Shopify’s Help Center says you can add up to 250 images, 3D models, or videos to a product. Plan limits and media type requirements can vary, especially for videos and 3D models.

What are product variants in Shopify?

Variants are different versions of a product, such as size, color, material, or style. Each combination of option values can become a variant.

Should each color be a variant or a separate product?

If the product is essentially the same and only the color changes, use variants. If each color has a different audience, page content, SEO target, or product story, separate products may be better.

What is the difference between product type and tags?

Product type is usually a broader product classification. Tags are more flexible labels used for organization, automated collections, filtering, or internal workflows. Keep both consistent.

Do I need SKUs for Shopify products?

SKUs are not always required, but they are useful for inventory, fulfillment, supplier coordination, reporting, and product organization. If you plan to grow, a SKU system can help.

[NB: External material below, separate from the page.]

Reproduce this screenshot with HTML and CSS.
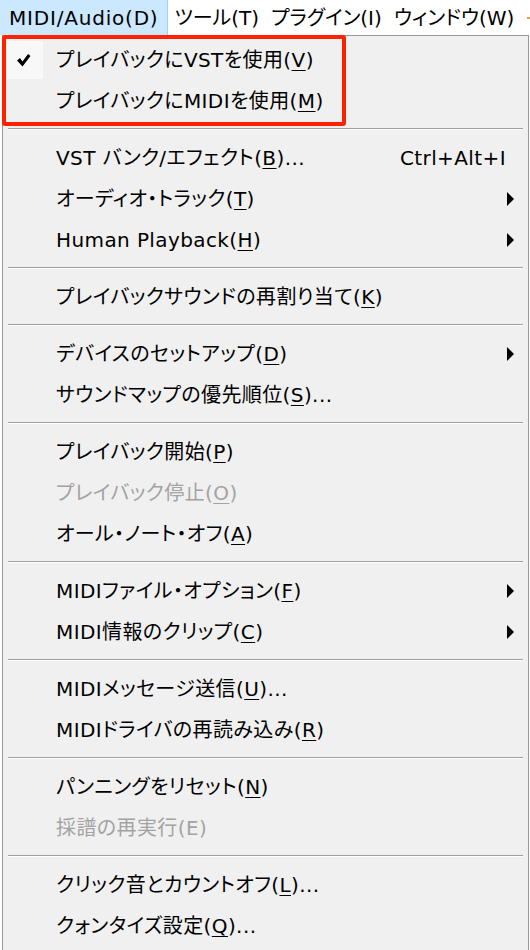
FILE: index.html
```html
<!DOCTYPE html>
<html lang="ja">
<head>
<meta charset="utf-8">
<link rel="stylesheet" href="styles.css">
</head>
<body>
<div class="menubar">
  <div class="mb-item active">MIDI/Audio(D)</div>
  <div class="mb-item">ツール(T)</div>
  <div class="mb-item">プラグイン(I)</div>
  <div class="mb-item">ウィンドウ(W)</div>
  <div class="mb-mark"></div>
</div>
<div class="menu">
  <div class="item checked">
    <span class="checkbox"><svg width="14" height="15" viewBox="0 0 14 15"><path d="M0 7.5 L3 5 L5.5 8.5 L11 1 L13.5 3 L5.5 13.5 Z" fill="#000"/></svg></span>
    <span class="label">プレイバックにVSTを使用(<u>V</u>)</span>
  </div>
  <div class="item"><span class="label">プレイバックにMIDIを使用(<u>M</u>)</span></div>
  <div class="sep"></div>
  <div class="item"><span class="label">VST バンク/エフェクト(<u>B</u>)...</span><span class="shortcut">Ctrl+Alt+I</span></div>
  <div class="item sub"><span class="label">オーディオ・トラック(<u>T</u>)</span><span class="arrow"></span></div>
  <div class="item sub"><span class="label">Human Playback(<u>H</u>)</span><span class="arrow"></span></div>
  <div class="sep"></div>
  <div class="item"><span class="label">プレイバックサウンドの再割り当て(<u>K</u>)</span></div>
  <div class="sep"></div>
  <div class="item sub"><span class="label">デバイスのセットアップ(<u>D</u>)</span><span class="arrow"></span></div>
  <div class="item"><span class="label">サウンドマップの優先順位(<u>S</u>)...</span></div>
  <div class="sep"></div>
  <div class="item"><span class="label">プレイバック開始(<u>P</u>)</span></div>
  <div class="item disabled"><span class="label">プレイバック停止(<u>O</u>)</span></div>
  <div class="item"><span class="label">オール・ノート・オフ(<u>A</u>)</span></div>
  <div class="sep"></div>
  <div class="item sub"><span class="label">MIDIファイル・オプション(<u>F</u>)</span><span class="arrow"></span></div>
  <div class="item sub"><span class="label">MIDI情報のクリップ(<u>C</u>)</span><span class="arrow"></span></div>
  <div class="sep"></div>
  <div class="item"><span class="label">MIDIメッセージ送信(<u>U</u>)...</span></div>
  <div class="item"><span class="label">MIDIドライバの再読み込み(<u>R</u>)</span></div>
  <div class="sep"></div>
  <div class="item"><span class="label">パンニングをリセット(<u>N</u>)</span></div>
  <div class="item disabled"><span class="label">採譜の再実行(E)</span></div>
  <div class="sep"></div>
  <div class="item"><span class="label">クリック音とカウントオフ(<u>L</u>)...</span></div>
  <div class="item"><span class="label">クォンタイズ設定(<u>Q</u>)...</span></div>
  <div class="highlight-box"></div>
</div>
</body>
</html>
```

FILE: styles.css
```css
html, body {
  margin: 0;
  padding: 0;
  background: #ffffff;
}
body {
  width: 530px;
  height: 950px;
  overflow: hidden;
  font-family: "DejaVu Sans", "Noto Sans CJK JP", sans-serif;
  font-feature-settings: "palt" 1;
  font-size: 20px;
  letter-spacing: 0.4px;
  color: #000;
}
.menubar {
  display: flex;
  height: 35px;
  background: #fff;
  align-items: stretch;
}
.mb-item {
  display: flex;
  align-items: center;
  padding: 0 6px;
  line-height: 1;
  white-space: nowrap;
  letter-spacing: 0;
}
.mb-item.active {
  background: #cce8ff;
  border-right: 1px solid #99d1ff;
  padding: 0 9px 0 9px;
  letter-spacing: 0.8px;
  margin-right: 0;
}
.mb-mark {
  flex: 1;
  position: relative;
}
.mb-mark::after {
  content: "";
  position: absolute;
  right: 0;
  top: 17px;
  width: 3px;
  height: 2px;
  background: #e8a040;
}
.menu {
  position: relative;
  margin-left: 2px;
  width: 525px;
  height: 912px;
  background: #f0f0f0;
  border: 1px solid #979797;
  padding: 3px 0 0 0;
}
.item {
  position: relative;
  display: flex;
  align-items: center;
  height: 41px;
  padding-left: 53px;
  padding-right: 14px;
  white-space: nowrap;
}
.item .label {
  flex: 1;
  line-height: 1;
}
.item u {
  text-decoration-thickness: 1px;
  text-underline-offset: 3px;
}
.item.disabled {
  color: #a3a3a3;
}
.item .shortcut {
  line-height: 1;
  padding-right: 8px;
}
.arrow {
  width: 0;
  height: 0;
  border-top: 7px solid transparent;
  border-bottom: 7px solid transparent;
  border-left: 7px solid #000;
}
.checkbox {
  position: absolute;
  left: 4px;
  top: 2px;
  width: 36px;
  height: 38px;
  background: #f8f8f8;
  display: flex;
  align-items: center;
  justify-content: center;
}
.checkbox svg {
  display: block;
  margin-left: -2px;
}
.sep {
  height: 16px;
  display: flex;
  flex-direction: column;
  justify-content: center;
  padding: 0 5px;
}
.sep::before {
  content: "";
  display: block;
  height: 1px;
  background: #a0a0a0;
  border-bottom: 1px solid #ffffff;
}
.highlight-box {
  position: absolute;
  left: -1px;
  top: -1px;
  width: 336px;
  height: 83px;
  border: 4px solid #ff2200;
  border-radius: 3px;
}
```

How do I make a product visible on my Shopify store?

Save the product, set it as active, and make sure it is available on the Online Store sales channel and any relevant markets or sales channels.

Should I manually add products or import them with CSV?

If you have a small catalog, manual entry is easier and helps you learn Shopify. If you have many products, a CSV import or integration may be faster after you understand the product field structure.

Final Thoughts

Adding products to Shopify is not just data entry. It is the foundation of your store’s shopping experience.

A strong product page should clearly explain what the product is, show it with useful images, set accurate pricing, handle variants correctly, track inventory where needed, include shipping details, organize the product properly, and display well on desktop and mobile.

Start with a few carefully built products before adding a large catalog. Once you have a reliable product structure, scaling your catalog becomes easier and less error-prone.